# DATA TO USE start

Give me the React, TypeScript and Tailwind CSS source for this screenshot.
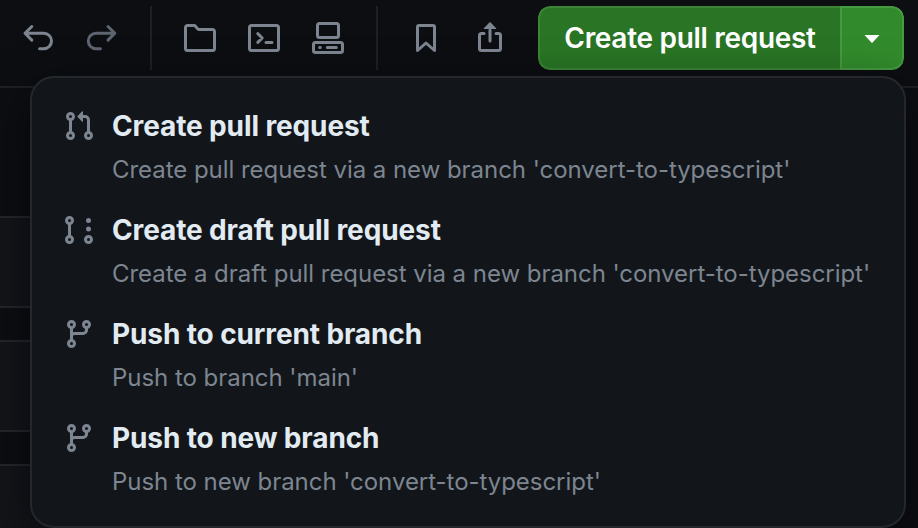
import type { ReactNode } from "react";

function Glyph({ children, color = "text-[#7d8590]" }: { children: ReactNode; color?: string }) {
  return (
    <svg viewBox="0 0 16 16" className={`size-8 shrink-0 ${color}`} fill="none" stroke="currentColor" strokeWidth="1.5" strokeLinecap="round" strokeLinejoin="round">
      {children}
    </svg>
  );
}

const PullRequestIcon = () => (
  <Glyph>
    <circle cx="3.75" cy="3.25" r="1.5" />
    <circle cx="3.75" cy="12.75" r="1.5" />
    <circle cx="12.75" cy="12.75" r="1.5" />
    <path d="M3.75 4.8v6.4M9.2 3.25H11a1.75 1.75 0 0 1 1.75 1.75v6.2" />
    <path fill="currentColor" stroke="none" d="M7.177 3.073 9.573.677A.25.25 0 0 1 10 .854v4.792a.25.25 0 0 1-.427.177L7.177 3.427a.25.25 0 0 1 0-.354Z" />
  </Glyph>
);

const DraftIcon = () => (
  <Glyph>
    <circle cx="3.25" cy="3.25" r="1.5" />
    <circle cx="3.25" cy="12.75" r="1.5" />
    <circle cx="12.75" cy="12.75" r="1.5" />
    <path d="M3.25 4.8v6.4" />
    <circle cx="12.75" cy="3.25" r="1.25" fill="currentColor" stroke="none" />
    <circle cx="12.75" cy="7.5" r="1.25" fill="currentColor" stroke="none" />
  </Glyph>
);

const BranchIcon = () => (
  <Glyph>
    <circle cx="4.25" cy="3.25" r="1.5" />
    <circle cx="4.25" cy="12.75" r="1.5" />
    <circle cx="11.75" cy="3.25" r="1.5" />
    <path d="M4.25 4.8v6.4M11.75 4.8V6A1.75 1.75 0 0 1 10 7.75H6c-1 0-1.75.5-1.75 1.4" />
  </Glyph>
);

const Divider = () => <div className="h-16 w-0.5 shrink-0 bg-[#1d2025]" />;

const items = [
  { icon: <PullRequestIcon />, title: "Create pull request", detail: "Create pull request via a new branch 'convert-to-typescript'" },
  { icon: <DraftIcon />, title: "Create draft pull request", detail: "Create a draft pull request via a new branch 'convert-to-typescript'" },
  { icon: <BranchIcon />, title: "Push to current branch", detail: "Push to branch 'main'" },
  { icon: <BranchIcon />, title: "Push to new branch", detail: "Push to new branch 'convert-to-typescript'" },
];

export default function App() {
  return (
    <div className="relative flex h-[528px] w-[918px] flex-col overflow-hidden bg-[#0d0e12] font-['Inter','Liberation_Sans',sans-serif]">
      <header className="flex h-[88px] shrink-0 items-start border-b-2 border-[#1d2025] pt-1.5 pl-[22px]">
        <div className="flex h-16 items-center">
          <div className="flex gap-8 pr-8">
            <Glyph><path d="M4.9 2.25 1.5 5.65l3.4 3.4M1.8 5.65h9.1a3.85 3.85 0 0 1 0 7.7H8.8" /></Glyph>
            <Glyph color="text-[#5d6570]"><path d="m11 2.25 3.4 3.4L11 9.05M14.1 5.65H5a3.85 3.85 0 0 0 0 7.7h2.2" /></Glyph>
          </div>
          <Divider />
          <div className="flex gap-8 px-8">
            <Glyph><path d="M.75 2.75a1 1 0 0 1 1-1H5a1 1 0 0 1 .8.4l.9 1.2a1 1 0 0 0 .8.4h6.75a1 1 0 0 1 1 1v8.5a1 1 0 0 1-1 1H1.75a1 1 0 0 1-1-1Z" /></Glyph>
            <Glyph><rect x=".75" y="1.75" width="14.5" height="12.5" rx="1" /><path d="M4.9 5.8 7.1 8l-2.2 2.2M9 10.25h3" /></Glyph>
            <Glyph><rect x="2.75" y=".75" width="10.5" height="7" rx="1" /><rect x=".75" y="10.25" width="14.5" height="5" rx="1" /><path d="M7.65 12.75h4.5M3.85 12.75h.3" /></Glyph>
          </div>
          <Divider />
          <div className="flex gap-8 px-8">
            <Glyph><path d="M3.75 14.25V2.5a.75.75 0 0 1 .75-.75h7a.75.75 0 0 1 .75.75v11.75L8 10.5Z" /></Glyph>
            <Glyph><path d="M5 5.75H3.75a1 1 0 0 0-1 1v6.5a1 1 0 0 0 1 1h8.5a1 1 0 0 0 1-1v-6.5a1 1 0 0 0-1-1H11M8 4v5.5" /><path fill="currentColor" stroke="none" d="M7.823.177 4.927 3.073a.25.25 0 0 0 .177.427h5.792a.25.25 0 0 0 .177-.427L8.177.177a.25.25 0 0 0-.354 0Z" /></Glyph>
          </div>
          <div className="flex h-16 w-[366px] overflow-hidden rounded-xl">
            <button className="flex w-[302px] items-center justify-center rounded-l-xl border-2 border-r-0 border-[#3c8537] bg-[#297525] text-[28px] font-semibold tracking-[-0.3px] whitespace-nowrap text-white">Create pull request</button>
            <button className="flex w-16 items-center justify-center rounded-r-xl border-2 border-[#469a41] bg-[#318b2c]">
              <svg viewBox="0 0 16 8" className="mt-0.5 h-2 w-4" fill="white"><path d="M.5 0h15L8.6 7.5q-.6.6-1.2 0Z" /></svg>
            </button>
          </div>
        </div>
      </header>
      <main className="flex flex-col gap-8 pt-32 pr-8">
        <div className="h-[92px] border-y-2 border-[#24272c] bg-[#131519]" />
        <div className="h-[92px] border-y-2 border-[#24272c] bg-[#131519]" />
        <div className="h-[92px] border-y-2 border-[#24272c] bg-[#131519]" />
      </main>
      <div className="absolute top-[76px] left-[30px] flex h-[452px] w-[876px] flex-col rounded-3xl border-2 border-[#24282d] bg-[#12161a] pt-7 pl-[31px] shadow-[0_16px_48px_rgba(1,4,9,0.6)]">
        {items.map((item) => (
          <div key={item.title} className="flex h-[104px] gap-[17px] pt-1">
            {item.icon}
            <div className="whitespace-nowrap">
              <div className="text-[28px] leading-8 font-bold tracking-[-0.12px] text-[#e2ebf2]">{item.title}</div>
              <div className="mt-3 text-[24px] leading-8 tracking-[-0.04px] text-[#7d8590]">{item.detail}</div>
            </div>
          </div>
        ))}
      </div>
    </div>
  );
}
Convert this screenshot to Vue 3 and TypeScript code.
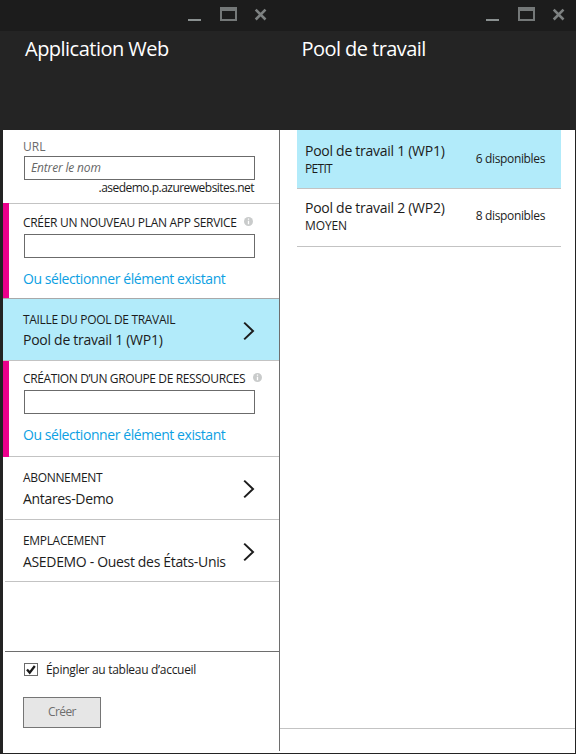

# DATA TO USE end

* _SET TASK_: Transcribe, from the records above, the first line and every line after it up to and including the line with "const Divider = ()"; omit pictures.

* _ANSWER TO THIS PROBLEM_:
Give me the React, TypeScript and Tailwind CSS source for this screenshot.
import type { ReactNode } from "react";

function Glyph({ children, color = "text-[#7d8590]" }: { children: ReactNode; color?: string }) {
  return (
    <svg viewBox="0 0 16 16" className={`size-8 shrink-0 ${color}`} fill="none" stroke="currentColor" strokeWidth="1.5" strokeLinecap="round" strokeLinejoin="round">
      {children}
    </svg>
  );
}

const PullRequestIcon = () => (
  <Glyph>
    <circle cx="3.75" cy="3.25" r="1.5" />
    <circle cx="3.75" cy="12.75" r="1.5" />
    <circle cx="12.75" cy="12.75" r="1.5" />
    <path d="M3.75 4.8v6.4M9.2 3.25H11a1.75 1.75 0 0 1 1.75 1.75v6.2" />
    <path fill="currentColor" stroke="none" d="M7.177 3.073 9.573.677A.25.25 0 0 1 10 .854v4.792a.25.25 0 0 1-.427.177L7.177 3.427a.25.25 0 0 1 0-.354Z" />
  </Glyph>
);

const DraftIcon = () => (
  <Glyph>
    <circle cx="3.25" cy="3.25" r="1.5" />
    <circle cx="3.25" cy="12.75" r="1.5" />
    <circle cx="12.75" cy="12.75" r="1.5" />
    <path d="M3.25 4.8v6.4" />
    <circle cx="12.75" cy="3.25" r="1.25" fill="currentColor" stroke="none" />
    <circle cx="12.75" cy="7.5" r="1.25" fill="currentColor" stroke="none" />
  </Glyph>
);

const BranchIcon = () => (
  <Glyph>
    <circle cx="4.25" cy="3.25" r="1.5" />
    <circle cx="4.25" cy="12.75" r="1.5" />
    <circle cx="11.75" cy="3.25" r="1.5" />
    <path d="M4.25 4.8v6.4M11.75 4.8V6A1.75 1.75 0 0 1 10 7.75H6c-1 0-1.75.5-1.75 1.4" />
  </Glyph>
);

const Divider = () => <div className="h-16 w-0.5 shrink-0 bg-[#1d2025]" />;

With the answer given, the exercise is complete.